Leaving out the pictures, retype the lines from the beginning of the listing through the line containing "text-[17px] leading-[24px] font-bold".

════════════════

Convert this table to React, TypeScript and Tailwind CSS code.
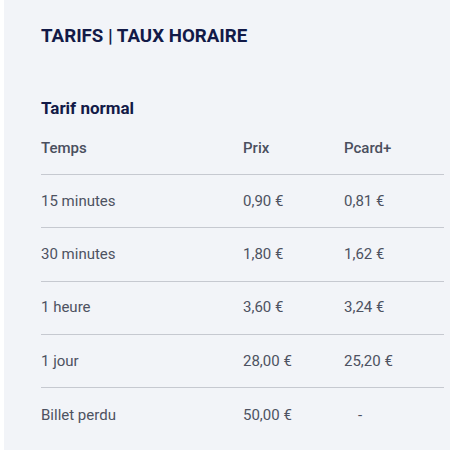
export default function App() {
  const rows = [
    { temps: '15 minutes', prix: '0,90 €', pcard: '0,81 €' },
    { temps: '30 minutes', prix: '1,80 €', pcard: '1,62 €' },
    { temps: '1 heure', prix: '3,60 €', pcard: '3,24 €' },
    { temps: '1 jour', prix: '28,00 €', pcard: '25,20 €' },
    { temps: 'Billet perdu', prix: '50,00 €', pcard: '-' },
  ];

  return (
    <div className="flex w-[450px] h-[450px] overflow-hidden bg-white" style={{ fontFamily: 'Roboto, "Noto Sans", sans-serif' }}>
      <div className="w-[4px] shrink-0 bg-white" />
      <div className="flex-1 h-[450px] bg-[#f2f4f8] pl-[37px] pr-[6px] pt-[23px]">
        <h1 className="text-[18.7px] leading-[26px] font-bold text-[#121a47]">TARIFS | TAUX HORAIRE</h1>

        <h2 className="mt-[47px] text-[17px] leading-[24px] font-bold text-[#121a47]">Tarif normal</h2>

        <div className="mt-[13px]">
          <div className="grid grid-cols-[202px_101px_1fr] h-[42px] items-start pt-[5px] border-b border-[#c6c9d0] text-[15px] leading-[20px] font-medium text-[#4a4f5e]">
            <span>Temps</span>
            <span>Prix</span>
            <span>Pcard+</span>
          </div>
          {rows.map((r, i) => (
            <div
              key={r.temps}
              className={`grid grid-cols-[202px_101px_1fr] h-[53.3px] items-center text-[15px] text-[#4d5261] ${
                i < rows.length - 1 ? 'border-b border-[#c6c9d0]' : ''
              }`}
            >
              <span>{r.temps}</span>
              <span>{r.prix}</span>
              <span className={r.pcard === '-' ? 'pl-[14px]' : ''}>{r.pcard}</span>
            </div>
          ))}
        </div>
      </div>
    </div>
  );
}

════════════════

**Written solution**.
Convert this table to React, TypeScript and Tailwind CSS code.
export default function App() {
  const rows = [
    { temps: '15 minutes', prix: '0,90 €', pcard: '0,81 €' },
    { temps: '30 minutes', prix: '1,80 €', pcard: '1,62 €' },
    { temps: '1 heure', prix: '3,60 €', pcard: '3,24 €' },
    { temps: '1 jour', prix: '28,00 €', pcard: '25,20 €' },
    { temps: 'Billet perdu', prix: '50,00 €', pcard: '-' },
  ];

  return (
    <div className="flex w-[450px] h-[450px] overflow-hidden bg-white" style={{ fontFamily: 'Roboto, "Noto Sans", sans-serif' }}>
      <div className="w-[4px] shrink-0 bg-white" />
      <div className="flex-1 h-[450px] bg-[#f2f4f8] pl-[37px] pr-[6px] pt-[23px]">
        <h1 className="text-[18.7px] leading-[26px] font-bold text-[#121a47]">TARIFS | TAUX HORAIRE</h1>

        <h2 className="mt-[47px] text-[17px] leading-[24px] font-bold text-[#121a47]">Tarif normal</h2>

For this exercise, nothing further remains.